“J’aime ce sport, tout simplement” – Après quatre opérations au coude, Ana Konjuh garde la “foi” en son come-back
Après trois ans quasiment sans jouer et quatre opérations du coude, Ana Konjuh est déterminée à laisser ses doutes derrière elle et à remonter au classement. Un retour en grâce accéléré par sa qualification pour le troisième tour du tournoi de Miami cette semaine.
C’est le retour sur la grande scène qu’Ana Konjuh attendait avec impatience. Victorieuse de Madison Keys jeudi (6-4, 6-2), la Croate s’est qualifié pour le troisième tour du WTA 1000 de Miami, après avoir sorti Katerina Siniakova pour son entrée dans le tournoi. C’est la première fois que Konjuh remporte deux matchs de suite dans un tournoi depuis août 2017 (Stanford) et son premier succès contre une Top 20 depuis Wimbledon la même année (Dominika Cibulkova).
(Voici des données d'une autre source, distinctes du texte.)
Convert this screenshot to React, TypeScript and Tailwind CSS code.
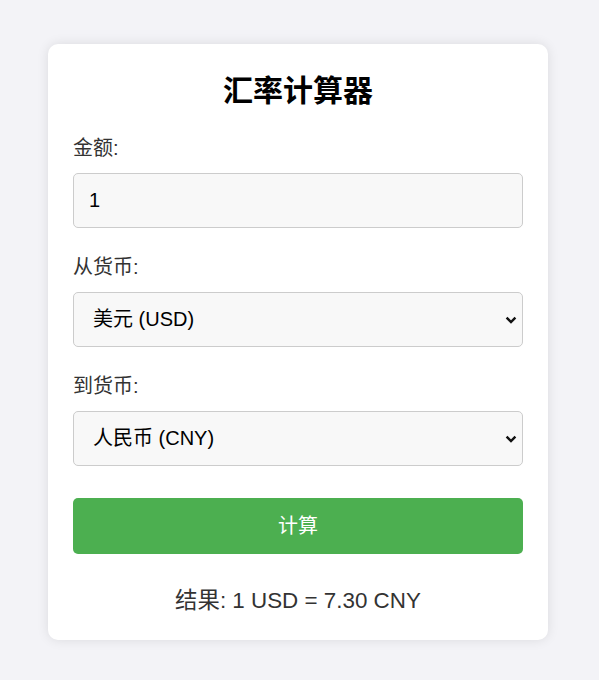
import React, { useState } from "react";

const RATES: Record<string, number> = {
  USD: 1,
  CNY: 7.3,
  EUR: 0.92,
  JPY: 150,
  GBP: 0.79,
};

const CURRENCIES = [
  { code: "USD", name: "美元" },
  { code: "CNY", name: "人民币" },
  { code: "EUR", name: "欧元" },
  { code: "JPY", name: "日元" },
  { code: "GBP", name: "英镑" },
];

const font = "font-['Liberation_Sans','Noto_Sans_CJK_SC',sans-serif]";

function Chevron() {
  return (
    <svg
      className="pointer-events-none absolute right-[6px] top-1/2 -translate-y-1/2"
      width="12"
      height="8"
      viewBox="0 0 12 8"
      fill="none"
    >
      <path d="M1.6 1.6 L6 6 L10.4 1.6" stroke="#111" strokeWidth="2.4" />
    </svg>
  );
}

function CurrencySelect({ value, onChange }: { value: string; onChange: (v: string) => void }) {
  return (
    <div className="relative">
      <select
        value={value}
        onChange={(e) => onChange(e.target.value)}
        className={`block h-[55px] w-full appearance-none rounded-[5px] border border-[#cccccc] bg-[#f8f8f8] pl-[19px] pr-8 text-[20px] leading-[23px] text-black outline-none ${font}`}
      >
        {CURRENCIES.map((c) => (
          <option key={c.code} value={c.code}>
            {c.name} ({c.code})
          </option>
        ))}
      </select>
      <Chevron />
    </div>
  );
}

export default function App() {
  const [amount, setAmount] = useState("1");
  const [from, setFrom] = useState("USD");
  const [to, setTo] = useState("CNY");
  const [result, setResult] = useState("1 USD = 7.30 CNY");

  const calculate = () => {
    const value = parseFloat(amount) || 0;
    const converted = (value / RATES[from]) * RATES[to];
    setResult(`${value} ${from} = ${converted.toFixed(2)} ${to}`);
  };

  return (
    <div className={`min-h-[680px] bg-[#f3f3f7] pt-[44px] ${font}`}>
      <div className="ml-[48px] w-[500px] rounded-[10px] bg-white px-[25px] pt-[29px] pb-[24px] shadow-[0_0_12px_rgba(0,0,0,0.1)]">
        <h1 className="text-center text-[30px] font-bold leading-[36px] text-black">汇率计算器</h1>

        <div className="mt-[27px]">
          <label className="mb-[13px] block text-[20px] leading-[24px] text-[#333333]">金额:</label>
          <input
            type="number"
            value={amount}
            onChange={(e) => setAmount(e.target.value)}
            className={`block h-[55px] w-full rounded-[5px] border border-[#cccccc] bg-[#f8f8f8] px-[15px] text-[20px] leading-[23px] text-black outline-none ${font}`}
          />
        </div>

        <div className="mt-[27px]">
          <label className="mb-[13px] block text-[20px] leading-[24px] text-[#333333]">从货币:</label>
          <CurrencySelect value={from} onChange={setFrom} />
        </div>

        <div className="mt-[27px]">
          <label className="mb-[13px] block text-[20px] leading-[24px] text-[#333333]">到货币:</label>
          <CurrencySelect value={to} onChange={setTo} />
        </div>

        <button
          onClick={calculate}
          className="mt-[32px] block h-[56px] w-full rounded-[5px] bg-[#4caf50] text-[20px] leading-[24px] text-white"
        >
          计算
        </button>

        <div className="mt-[32px] text-center text-[22.4px] leading-[30px] text-[#333333]">结果: {result}</div>
      </div>
    </div>
  );
}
Un moment forcément fort pour celle qui a traversé tant d’épreuves ces dernières années et réintégrera le Top 300 au prochain classement WTA.
Avant l’Open d’Australie junior en 2013, Konjuh avait passé un marché avec ses parents : si elle gagnait le titre, ils l’autoriseraient à se faire un tatouage. Elle y songeait depuis un moment. Elle a soulevé le trophée et s’est fait tatouer “faith” (foi, en français) avec une croix à côté, sur son poignet gauche.
“Ce tatouage a un signification particulière désormais. Si je n’avais pas la foi, je ne ferais pas tout ça aujourd’hui. Je crois en moi et en mon come-back.”
Konjuh était un prodige destinée à réaliser de grandes choses. Après avoir remporté l’Open d’Australie et l’US Open chez les juniors en 2013, elle s’est concentrée pleinement sur le tennis professionnel dès l’âge de 16 ans.
Elle n’a pas attendu longtemps pour marquer les esprits sur le circuit WTA. La Croate a remporté son premier titre à Nottingham, en 2015, et a atteint les quarts de finale de l’US Open l’année suivante.
Konjuh était en deuxième semaine à Wimbledon en 2017, s’inclinant face à Venus Williams, future finaliste. Elle a ainsi grimpé à son meilleur classement en carrière, se retrouvant 20e mondiale fin juillet.
Deux mois plus tard, Konjuh subissait la première de ses quatre opérations du coude. Depuis, c’est un pas en avant pour deux pas en arrière, et elle n’a disputé que neuf matchs sur les deux saisons suivantes.
Sa tête était pleine de doutes. Mais elle n’a jamais cessé de croire en elle, comme son tatouage le lui rappelait. Son amour pour le tennis a continué à la pousser dans une période où beaucoup auraient jeté l’éponge. Personne ne l’aurait blâmée si elle avait cédé, mais encore une fois, Konjuh a démontré sa résilience.
Mon coude ne sera plus jamais à 100%, mais je me suis faite à cette idée
A la mi-septembre 2020, elle s’est engagé sur un tournoi ITF W25 à Zagreb, et elle l’a gagné. Sur terre battue, la surface qu’elle apprécie le moins.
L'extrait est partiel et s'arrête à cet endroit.